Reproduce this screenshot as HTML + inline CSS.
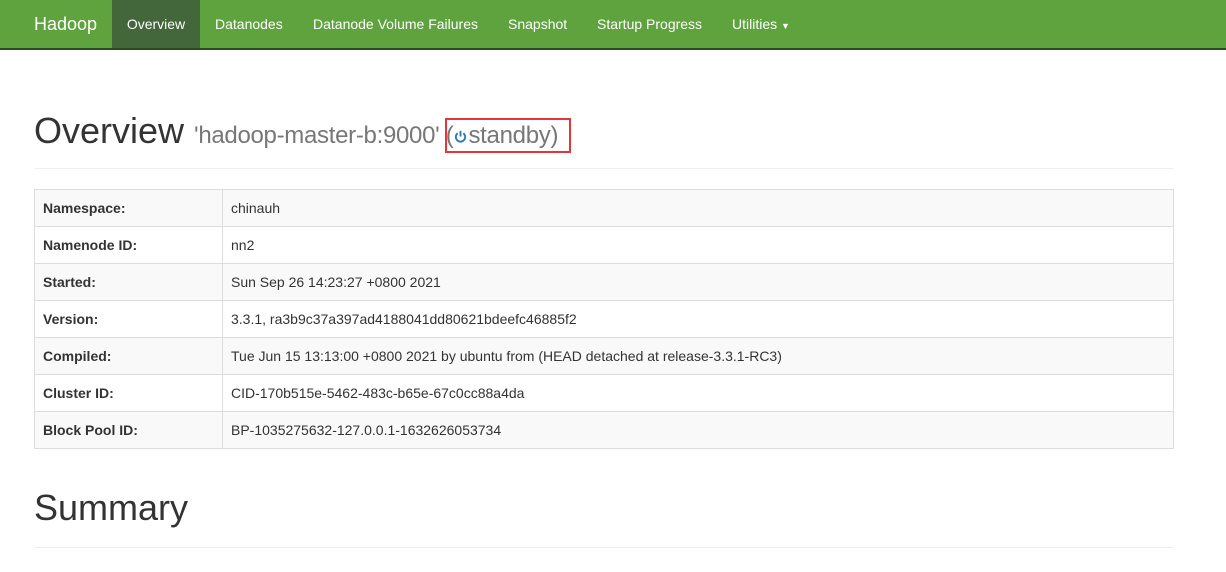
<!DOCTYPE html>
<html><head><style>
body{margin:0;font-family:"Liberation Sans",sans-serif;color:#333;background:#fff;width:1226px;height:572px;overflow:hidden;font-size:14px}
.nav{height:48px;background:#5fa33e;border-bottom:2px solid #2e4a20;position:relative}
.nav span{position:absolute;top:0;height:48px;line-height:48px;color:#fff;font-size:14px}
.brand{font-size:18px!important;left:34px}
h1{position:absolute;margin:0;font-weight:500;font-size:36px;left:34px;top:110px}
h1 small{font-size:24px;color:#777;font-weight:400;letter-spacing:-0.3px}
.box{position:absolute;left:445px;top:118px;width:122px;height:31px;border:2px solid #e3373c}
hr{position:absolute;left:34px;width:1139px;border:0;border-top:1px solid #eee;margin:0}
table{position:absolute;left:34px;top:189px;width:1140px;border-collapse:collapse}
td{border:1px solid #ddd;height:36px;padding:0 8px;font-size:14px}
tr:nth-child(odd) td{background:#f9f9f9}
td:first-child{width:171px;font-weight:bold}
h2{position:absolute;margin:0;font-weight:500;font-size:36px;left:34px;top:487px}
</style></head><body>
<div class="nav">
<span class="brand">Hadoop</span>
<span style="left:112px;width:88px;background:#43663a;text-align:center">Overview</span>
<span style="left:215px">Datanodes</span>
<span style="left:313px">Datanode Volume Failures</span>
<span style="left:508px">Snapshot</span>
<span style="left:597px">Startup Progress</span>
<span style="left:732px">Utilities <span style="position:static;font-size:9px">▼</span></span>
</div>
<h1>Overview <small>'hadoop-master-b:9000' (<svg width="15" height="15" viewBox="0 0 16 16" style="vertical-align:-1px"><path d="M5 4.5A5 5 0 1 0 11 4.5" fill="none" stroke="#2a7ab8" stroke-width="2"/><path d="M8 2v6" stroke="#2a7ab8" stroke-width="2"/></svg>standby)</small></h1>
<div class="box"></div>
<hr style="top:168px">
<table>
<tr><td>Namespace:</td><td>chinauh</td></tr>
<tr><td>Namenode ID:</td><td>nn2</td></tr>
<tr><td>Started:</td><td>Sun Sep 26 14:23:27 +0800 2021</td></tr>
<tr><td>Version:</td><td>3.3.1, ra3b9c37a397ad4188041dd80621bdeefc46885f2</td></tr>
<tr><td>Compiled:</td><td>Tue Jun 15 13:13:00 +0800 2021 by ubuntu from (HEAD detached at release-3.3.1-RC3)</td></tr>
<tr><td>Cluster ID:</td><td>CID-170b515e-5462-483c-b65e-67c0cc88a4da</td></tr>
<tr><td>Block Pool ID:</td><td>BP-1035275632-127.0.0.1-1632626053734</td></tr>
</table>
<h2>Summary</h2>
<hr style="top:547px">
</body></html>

**To do**
Repeat the data exactly in full, omitting its pictures.

**Final answer**
Reproduce this screenshot as HTML + inline CSS.
<!DOCTYPE html>
<html><head><style>
body{margin:0;font-family:"Liberation Sans",sans-serif;color:#333;background:#fff;width:1226px;height:572px;overflow:hidden;font-size:14px}
.nav{height:48px;background:#5fa33e;border-bottom:2px solid #2e4a20;position:relative}
.nav span{position:absolute;top:0;height:48px;line-height:48px;color:#fff;font-size:14px}
.brand{font-size:18px!important;left:34px}
h1{position:absolute;margin:0;font-weight:500;font-size:36px;left:34px;top:110px}
h1 small{font-size:24px;color:#777;font-weight:400;letter-spacing:-0.3px}
.box{position:absolute;left:445px;top:118px;width:122px;height:31px;border:2px solid #e3373c}
hr{position:absolute;left:34px;width:1139px;border:0;border-top:1px solid #eee;margin:0}
table{position:absolute;left:34px;top:189px;width:1140px;border-collapse:collapse}
td{border:1px solid #ddd;height:36px;padding:0 8px;font-size:14px}
tr:nth-child(odd) td{background:#f9f9f9}
td:first-child{width:171px;font-weight:bold}
h2{position:absolute;margin:0;font-weight:500;font-size:36px;left:34px;top:487px}
</style></head><body>
<div class="nav">
<span class="brand">Hadoop</span>
<span style="left:112px;width:88px;background:#43663a;text-align:center">Overview</span>
<span style="left:215px">Datanodes</span>
<span style="left:313px">Datanode Volume Failures</span>
<span style="left:508px">Snapshot</span>
<span style="left:597px">Startup Progress</span>
<span style="left:732px">Utilities <span style="position:static;font-size:9px">▼</span></span>
</div>
<h1>Overview <small>'hadoop-master-b:9000' (<svg width="15" height="15" viewBox="0 0 16 16" style="vertical-align:-1px"><path d="M5 4.5A5 5 0 1 0 11 4.5" fill="none" stroke="#2a7ab8" stroke-width="2"/><path d="M8 2v6" stroke="#2a7ab8" stroke-width="2"/></svg>standby)</small></h1>
<div class="box"></div>
<hr style="top:168px">
<table>
<tr><td>Namespace:</td><td>chinauh</td></tr>
<tr><td>Namenode ID:</td><td>nn2</td></tr>
<tr><td>Started:</td><td>Sun Sep 26 14:23:27 +0800 2021</td></tr>
<tr><td>Version:</td><td>3.3.1, ra3b9c37a397ad4188041dd80621bdeefc46885f2</td></tr>
<tr><td>Compiled:</td><td>Tue Jun 15 13:13:00 +0800 2021 by ubuntu from (HEAD detached at release-3.3.1-RC3)</td></tr>
<tr><td>Cluster ID:</td><td>CID-170b515e-5462-483c-b65e-67c0cc88a4da</td></tr>
<tr><td>Block Pool ID:</td><td>BP-1035275632-127.0.0.1-1632626053734</td></tr>
</table>
<h2>Summary</h2>
<hr style="top:547px">
</body></html>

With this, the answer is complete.